AMA promotes benefit design to mitigate cost of high-deductible plans
Payers, employers, organized medicine and researchers can alter the mounting financial and clinical barriers patients face, the AMA says.
The American Medical Association wants to see more flexibility in benefit design to help the increasing number of consumers enrolled in high-deductible health plans.
Patients face out-of-pocket costs in the form of co-payments, coinsurance and pre-deductible expenses, the AMA said.
A new policy adopted today by the nation's physicians at a Special Meeting of the American Medical Association House of Delegates builds on the AMA's support for tailored flexibility in health plan design. It recognizes the same medical service could be high-value to one patient and low-value to another.
The new policy encourages active collaboration among organized medicine and payers during plan development, according to AMA Board Member Dr. Mario E. Motta.

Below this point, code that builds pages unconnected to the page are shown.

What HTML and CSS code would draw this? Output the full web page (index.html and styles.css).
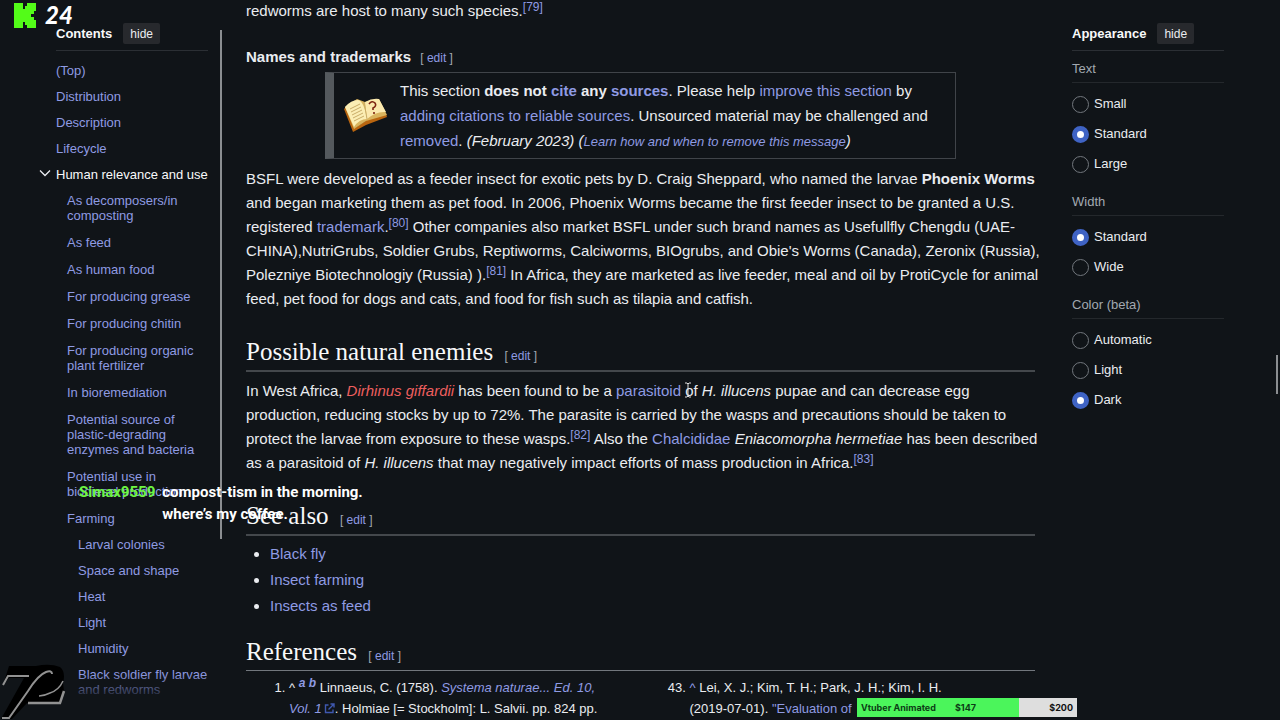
FILE: index.html
```html
<!DOCTYPE html>
<html lang="en">
<head>
<meta charset="utf-8">
<title>Black soldier fly</title>
<link rel="stylesheet" href="styles.css">
</head>
<body>
<div class="page">
  <nav class="toc" aria-label="Contents">
    <div class="panel-head"><h2 class="panel-title">Contents</h2><button class="hide" type="button">hide</button></div>
    <ul class="toc-list">
      <li><a href="#">(Top)</a></li>
      <li><a href="#">Distribution</a></li>
      <li><a href="#">Description</a></li>
      <li><a href="#">Lifecycle</a></li>
      <li class="open">
        <button class="toggle" type="button" aria-label="Toggle subsection"><svg width="12" height="8" viewBox="0 0 12 8"><path d="M1 1.5l5 5 5-5" fill="none" stroke="#eaecf0" stroke-width="1.3"/></svg></button>
        <a class="current" href="#">Human relevance and use</a>
        <ul class="toc-list level2">
          <li><a href="#">As decomposers/in<br>composting</a></li>
          <li><a href="#">As feed</a></li>
          <li><a href="#">As human food</a></li>
          <li><a href="#">For producing grease</a></li>
          <li><a href="#">For producing chitin</a></li>
          <li><a href="#">For producing organic<br>plant fertilizer</a></li>
          <li><a href="#">In bioremediation</a></li>
          <li><a href="#">Potential source of<br>plastic-degrading<br>enzymes and bacteria</a></li>
          <li><a href="#">Potential use in<br>biodiesel production</a></li>
          <li><a href="#">Farming</a>
            <ul class="toc-list level3">
              <li><a href="#">Larval colonies</a></li>
              <li><a href="#">Space and shape</a></li>
              <li><a href="#">Heat</a></li>
              <li><a href="#">Light</a></li>
              <li><a href="#">Humidity</a></li>
              <li><a href="#">Black soldier fly larvae<br>and redworms</a></li>
            </ul>
          </li>
        </ul>
      </li>
    </ul>
    <div class="toc-fade"></div>
    <div class="toc-scroll"></div>
  </nav>

  <main class="content">
    <p class="lead">redworms are host to many such species.<sup><a href="#">[79]</a></sup></p>
    <h3 class="sub">Names and trademarks <span class="edit">[ <a href="#">edit</a> ]</span></h3>
    <div class="notice">
      <svg class="book" width="46" height="36" viewBox="0 0 46 36">
        <path d="M1 11L10 34L23 27L44 19L43 16L24 22L12 30L3 9Z" fill="#b9650f"/>
        <path d="M2 9L11 31L23 23L44 17L36 1L22 4L14 1Z" fill="#d9b45e"/>
        <path d="M2 9Q8 2 15 2Q21 3 24 21Q16 21 11 29Z" fill="#fbeeb4"/>
        <path d="M22 4Q29 0 36 1L43 14Q33 13 24 21Z" fill="#fbe9ae"/>
        <path d="M21 4L24 21M7 11l10-5M8 14l10-5M9 17l10-5M10 20l10-5M11 23l10-5" stroke="#c9ad68" fill="none"/>
        <path d="M26 6Q29 2 32 5Q34 8 30 10V12M31 14v2" stroke="#7d2412" stroke-width="1.600" fill="none"/>
      </svg>
      <p>This section <b>does not <a href="#">cite</a> any <a href="#">sources</a></b>. Please help <a href="#">improve this section</a> by<br><a href="#">adding citations to reliable sources</a>. Unsourced material may be challenged and<br><a href="#">removed</a>. <i>(February 2023)</i> <i>(<a class="small" href="#">Learn how and when to remove this message</a>)</i></p>
    </div>
    <p class="body">BSFL were developed as a feeder insect for exotic pets by D. Craig Sheppard, who named the larvae <b>Phoenix Worms</b><br>and began marketing them as pet food. In 2006, Phoenix Worms became the first feeder insect to be granted a U.S.<br>registered <a href="#">trademark</a>.<sup><a href="#">[80]</a></sup> Other companies also market BSFL under such brand names as Usefullfly Chengdu (UAE-<br>CHINA),NutriGrubs, Soldier Grubs, Reptiworms, Calciworms, BIOgrubs, and Obie's Worms (Canada), Zeronix (Russia),<br>Polezniye Biotechnologiy (Russia) ).<sup><a href="#">[81]</a></sup> In Africa, they are marketed as live feeder, meal and oil by ProtiCycle for animal<br>feed, pet food for dogs and cats, and food for fish such as tilapia and catfish.</p>
    <h2 class="section">Possible natural enemies <span class="edit">[ <a href="#">edit</a> ]</span></h2>
    <p class="body">In West Africa, <a class="missing" href="#"><i>Dirhinus giffardii</i></a> has been found to be a <a href="#">parasitoid</a> of <i>H. illucens</i> pupae and can decrease egg<br>production, reducing stocks by up to 72%. The parasite is carried by the wasps and precautions should be taken to<br>protect the larvae from exposure to these wasps.<sup><a href="#">[82]</a></sup> Also the <a href="#">Chalcididae</a> <i>Eniacomorpha hermetiae</i> has been described<br>as a parasitoid of <i>H. illucens</i> that may negatively impact efforts of mass production in Africa.<sup><a href="#">[83]</a></sup></p>
    <h2 class="section">See also <span class="edit">[ <a href="#">edit</a> ]</span></h2>
    <ul class="links">
      <li><a href="#">Black fly</a></li>
      <li><a href="#">Insect farming</a></li>
      <li><a href="#">Insects as feed</a></li>
    </ul>
    <h2 class="section refs-title">References <span class="edit">[ <a href="#">edit</a> ]</span></h2>
    <div class="refs">
      <ol class="ref"><li>^ <sup class="back"><a href="#">a</a> <a href="#">b</a></sup> Linnaeus, C. (1758). <a href="#"><i>Systema naturae... Ed. 10,<br>Vol. 1</i><svg class="ext" width="11" height="11" viewBox="0 0 11 11"><path d="M4.500 2H1.500v7.500H9V6.500M6.500 1H10v3.500M10 1L4.500 6.500" fill="none" stroke="#3f58b0" stroke-width="1.400"/></svg></a>. Holmiae [= Stockholm]: L. Salvii. pp. 824 pp.</li></ol>
      <ol class="ref" start="43"><li><a href="#">^</a> Lei, X. J.; Kim, T. H.; Park, J. H.; Kim, I. H.<br>(2019-07-01). <a href="#">"Evaluation of</a></li></ol>
    </div>
  </main>

  <aside class="appearance">
    <div class="panel-head"><h2 class="panel-title">Appearance</h2><button class="hide" type="button">hide</button></div>
    <fieldset><legend>Text</legend>
      <label><input type="radio" name="text">Small</label>
      <label><input type="radio" name="text" checked>Standard</label>
      <label><input type="radio" name="text">Large</label>
    </fieldset>
    <fieldset><legend>Width</legend>
      <label><input type="radio" name="width" checked>Standard</label>
      <label><input type="radio" name="width">Wide</label>
    </fieldset>
    <fieldset><legend>Color (beta)</legend>
      <label><input type="radio" name="color">Automatic</label>
      <label><input type="radio" name="color">Light</label>
      <label><input type="radio" name="color" checked>Dark</label>
    </fieldset>
  </aside>
</div>

<div class="viewers">
  <svg width="22" height="25" viewBox="0 0 22 25"><path d="M0 0H9V6H11V3H13V0H22V8H20V11H17V14H20V17H22V25H13V22H11V19H9V25H0Z" fill="#53fc18"/></svg>
  <span>24</span>
</div>
<div class="chat"><span class="chat-name">Simax9559</span><span>compost-tism in the morning.<br>where’s my coffee.</span></div>
<svg class="mark" width="66" height="56" viewBox="0 0 66 56">
  <path d="M3 21L9 2H36Q50 -1 60 3Q66 8 63 19L64 27L60 39H27L12 55H1L24 14H9Z" fill="#000"/>
  <path d="M3 21L8 12H29" fill="none" stroke="#929292" stroke-width="2"/>
  <path d="M2 54H9L28 27Q38 11 46 8Q52 6 52 10" fill="none" stroke="#929292" stroke-width="2"/>
  <path d="M63 17Q59 26 50 29Q44 32 39 32" fill="none" stroke="#929292" stroke-width="1.500"/>
  <path d="M28 39H60L64 27" fill="none" stroke="#929292" stroke-width="2.500"/>
</svg>
<div class="goal"><div class="goal-fill"><span>Vtuber Animated</span><span>$147</span></div><span class="goal-end">$200</span></div>
<svg class="cursor" width="8" height="16" viewBox="0 0 8 16"><path d="M1 1H3L4 2L5 1H7M4 2V14M1 15H3L4 14L5 15H7" fill="none" stroke="#ddd"/></svg>
<div class="page-scroll"></div>
</body>
</html>
```
FILE: styles.css
```css
* { box-sizing: border-box; }
body { margin: 0; height: 100vh; overflow: hidden; position: relative; background: #101418; color: #eaecf0; font-family: "Liberation Sans", Arial, sans-serif; font-size: 15px; line-height: 24px; }
a { color: #8f9be3; text-decoration: none; }
h2, h3, p, ul, ol { margin: 0; padding: 0; }
button { font: inherit; color: inherit; border: 0; cursor: pointer; }
.page { display: grid; grid-template-columns: 222px minmax(0, 1fr) 208px; height: 100%; overflow: hidden; }

.toc { position: relative; padding: 23px 14px 0 56px; font-size: 13px; line-height: 15px; white-space: nowrap; }
.panel-head { display: flex; align-items: center; gap: 11px; padding-bottom: 6px; border-bottom: 1px solid #2b2f34; }
.panel-title { font-size: 13px; line-height: 20px; color: #f8f9fa; }
.hide { height: 21px; padding: 0 7px; background: #27292d; border-radius: 2px; font-size: 12px; line-height: 20px; }
.toc-list { list-style: none; display: flex; flex-direction: column; gap: 11px; }
.panel-head + .toc-list { padding-top: 12px; }
.level2 { gap: 12px; padding: 11px 0 0 11px; }
.level3 { padding: 11px 0 0 11px; }
.open { position: relative; }
.toggle { position: absolute; left: -17px; top: 2px; width: 12px; height: 8px; padding: 0; background: none; display: flex; }
.current { color: #f8f9fa; }
.toc-fade { position: absolute; left: 56px; right: 14px; top: 674px; height: 46px; background: linear-gradient(transparent, #101418 60%); }
.toc-scroll { position: absolute; right: 0; top: 30px; width: 2px; height: 509px; background: #8b8e91; }

.content { padding: 0 37px 0 24px; white-space: nowrap; }
.lead { line-height: 22px; }
sup { font-size: 12px; line-height: 0; vertical-align: 5px; }
.edit { margin-left: 5px; font: 12px/16px "Liberation Sans", Arial, sans-serif; color: #a2a9b1; }
.sub { margin-top: 23px; font-size: 15px; line-height: 24px; }
.notice { display: flex; align-items: center; margin: 3px 79px 8px; padding: 5px 9px 4px; gap: 11px; border: 1px solid #404449; border-left: 9px solid #54595d; line-height: 25px; }
.book { flex: none; }
.small { font-size: 13px; }
.missing { color: #ee5f5f; }
.section { margin-top: 26px; margin-bottom: 7px; padding-bottom: 3px; border-bottom: 2px solid #44484c; font: 25px/30px "Liberation Serif", Georgia, serif; color: #f8f9fa; }
.links { margin-top: -2px; padding-left: 24px; line-height: 26px; }
.section.refs-title { margin-top: 18px; margin-bottom: 6px; border-bottom-width: 1px; border-color: #72777d; }
.refs { display: grid; grid-template-columns: 1fr 1fr; font-size: 13px; line-height: 21px; }
.ref { padding-left: 43px; }
.ref + .ref { padding-left: 49px; }
.back { font-style: italic; font-weight: bold; }
.ext { margin-left: 2px; vertical-align: -1px; }

.appearance { padding: 23px 56px 0 0; font-size: 13px; }
fieldset { margin: 0 0 5px; padding: 0; border: 0; }
legend { width: 100%; padding: 8px 0 3px; margin-bottom: 6px; border-bottom: 1px solid #24282c; line-height: 20px; color: #a2a9b1; }
label { display: flex; align-items: center; gap: 5px; height: 30px; color: #eaecf0; }
input { appearance: none; width: 17px; height: 17px; margin: 0; border: 1px solid #72777d; border-radius: 50%; }
input:checked { border: 5px solid #3f63c4; background: #fff; }

.viewers { position: absolute; left: 14px; top: 1px; display: flex; align-items: center; gap: 9px; font: italic 900 24px/28px Lato, sans-serif; color: #fff; }
.chat { position: absolute; left: 79px; top: 481px; display: flex; gap: 7px; font: 700 15px/22px Roboto, sans-serif; color: #fff; }
.chat-name { color: #6df542; }
.mark { position: absolute; left: 0; top: 664px; }
.goal { position: absolute; left: 857px; bottom: 3px; width: 220px; height: 19px; display: flex; align-items: center; justify-content: space-between; background: #dedede; color: #111; font: 700 9px/19px Inter, sans-serif; }
.goal-fill { display: flex; justify-content: space-between; width: 162px; padding: 0 43px 0 4px; background: #4bf55b; color: #0d3d16; }
.goal-end { padding-right: 4px; }
.cursor { position: absolute; left: 684px; top: 382px; }
.page-scroll { position: absolute; right: 2px; top: 355px; width: 2px; height: 39px; background: #8b8e91; }
```
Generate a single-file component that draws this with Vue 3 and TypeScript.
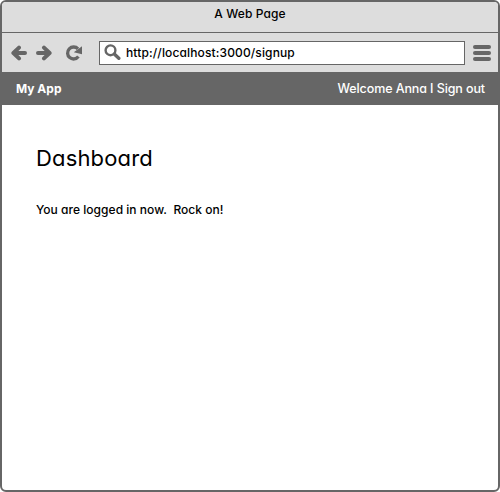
<script setup lang="ts">
const title: string = 'A Web Page'
const address: string = 'http://localhost:3000/signup'
const userName: string = 'Anna'
</script>

<template>
  <div class="window">
    <header class="titlebar"><span class="title">{{ title }}</span></header>
    <div class="toolbar">
      <svg class="arrow" viewBox="0 0 16 16"><path d="M14 8H3M8 2.6L2.4 8L8 13.4" /></svg>
      <svg class="arrow forward" viewBox="0 0 16 16"><path d="M2 8H13M8 2.6L13.6 8L8 13.4" /></svg>
      <svg class="reload" viewBox="0 0 18 16">
        <path class="ring" d="M13 3.9A6 6 0 1 0 13.4 11.6" />
        <path class="tip" d="M17 1.2V9.2L8.8 7.2Z" />
      </svg>
      <div class="address">
        <svg class="search" viewBox="0 0 17 17"><circle cx="6.5" cy="6.3" r="4.9" /><path d="M10.3 10.1L14.8 14.3" /></svg>
        <span class="url">{{ address }}</span>
      </div>
      <div class="menu"><i></i><i></i><i></i></div>
    </div>
    <nav class="appbar">
      <span class="brand">My App</span>
      <span class="user">Welcome {{ userName }} <span class="divider">I</span> Sign out</span>
    </nav>
    <main class="content">
      <h1>Dashboard</h1>
      <p>You are logged in now.&nbsp; Rock on!</p>
    </main>
  </div>
</template>

<style>
body {
  margin: 0;
  background: #fff;
}
</style>

<style scoped>
.window {
  box-sizing: border-box;
  width: 500px;
  height: 492px;
  border: 2px solid #666;
  border-radius: 6px;
  overflow: hidden;
  background: #fff;
  color: #000;
  font-family: Inter, "Liberation Sans", sans-serif;
  font-feature-settings: "cv11", "calt" 0;
  font-size: 12px;
  font-weight: 450;
  line-height: 18px;
  white-space: nowrap;
}
.titlebar {
  box-sizing: border-box;
  height: 31px;
  padding-top: 3px;
  border-bottom: 1px solid #666;
  background: #ddd;
  text-align: center;
}
.title {
  letter-spacing: 0.1px;
}
.toolbar {
  display: flex;
  align-items: center;
  height: 39px;
  padding: 0 6px 0 9px;
  box-sizing: border-box;
  background: #ddd;
}
.toolbar svg {
  flex: none;
  fill: none;
  stroke: #666;
}
.arrow {
  width: 16px;
  height: 16px;
  stroke-width: 4;
  stroke-linecap: round;
  stroke-linejoin: round;
}
.forward {
  margin-left: 9px;
}
.reload {
  width: 18px;
  height: 16px;
  margin-left: 13px;
}
.ring {
  stroke-width: 3.3;
}
.reload .tip {
  fill: #666;
  stroke: none;
}
.address {
  display: flex;
  align-items: center;
  box-sizing: border-box;
  width: 366px;
  height: 24px;
  margin-left: 16px;
  padding-left: 4px;
  border: 1px solid #666;
  background: #fff;
}
.search {
  width: 17px;
  height: 17px;
}
.search circle {
  stroke-width: 2.4;
}
.search path {
  stroke-width: 3.4;
  stroke-linecap: round;
}
.url {
  margin-left: 5px;
  letter-spacing: 0.13px;
}
.menu {
  display: flex;
  flex-direction: column;
  gap: 2px;
  width: 18px;
  margin-left: 8px;
}
.menu i {
  height: 4px;
  border-radius: 2px;
  background: #666;
}
.appbar {
  display: flex;
  justify-content: space-between;
  height: 33px;
  padding: 8px 13px 0 14px;
  box-sizing: border-box;
  background: #666;
  color: #fff;
}
.brand {
  font-weight: 700;
}
.user {
  font-size: 12.5px;
  font-weight: 550;
  letter-spacing: -0.1px;
}
.content {
  padding: 38px 34px 0;
}
h1 {
  margin: 0;
  font-size: 22px;
  font-weight: 400;
  line-height: 30px;
  letter-spacing: 0.15px;
}
p {
  margin: 28px 0 0;
  letter-spacing: 0.03px;
}
</style>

It encourages benefit designers to look beyond health plans with blunt instruments for shifting healthcare costs, the AMA said. Action from payers, employers, organized medicine, and researchers can alter the mounting financial and clinical barriers patients face as a result of high-deductible health plans, the organization said.
WHY THIS MATTERS
The financial burden of increased out-of-pocket costs causes many people to forgo necessary care, especially patients in marginalized communities or patients with multiple chronic conditions or lower socioeconomic status, the AMA said.
Employers, as designers of healthcare benefits, can provide education to help employees make good use of their benefits to obtain the care they need; take steps to understand their employees' health insurance preferences and needs; tailor their benefit designs to the preferences and needs of their employees and their dependents; and pursue strategies to help enrollees spread the costs associated with high out-of-pocket costs across the plan year.
THE LARGER TREND
A significant number of people have lost their health insurance coverage due to job cuts caused by the COVID-19 pandemic.
The AMA said it continues to work on increasing awareness of options for subsidized coverage from individual states and the federal government to ensure that fewer people fall through the cracks.
Individuals who have lost coverage may forego care until an illness becomes more serious and costly. When this happens, physician practices and hospitals face more uncompensated care costs.
ON THE RECORD
"The pandemic has prominently displayed the critical barriers posed by underinsurance, with many health plans not providing affordable coverage for services to treat chronic conditions and COVID-19- related illness," said AMA Board Member Dr. Mario Motta. "The new policy encourages research and advocacy to promote innovative health plan designs that respect patients' unique healthcare needs."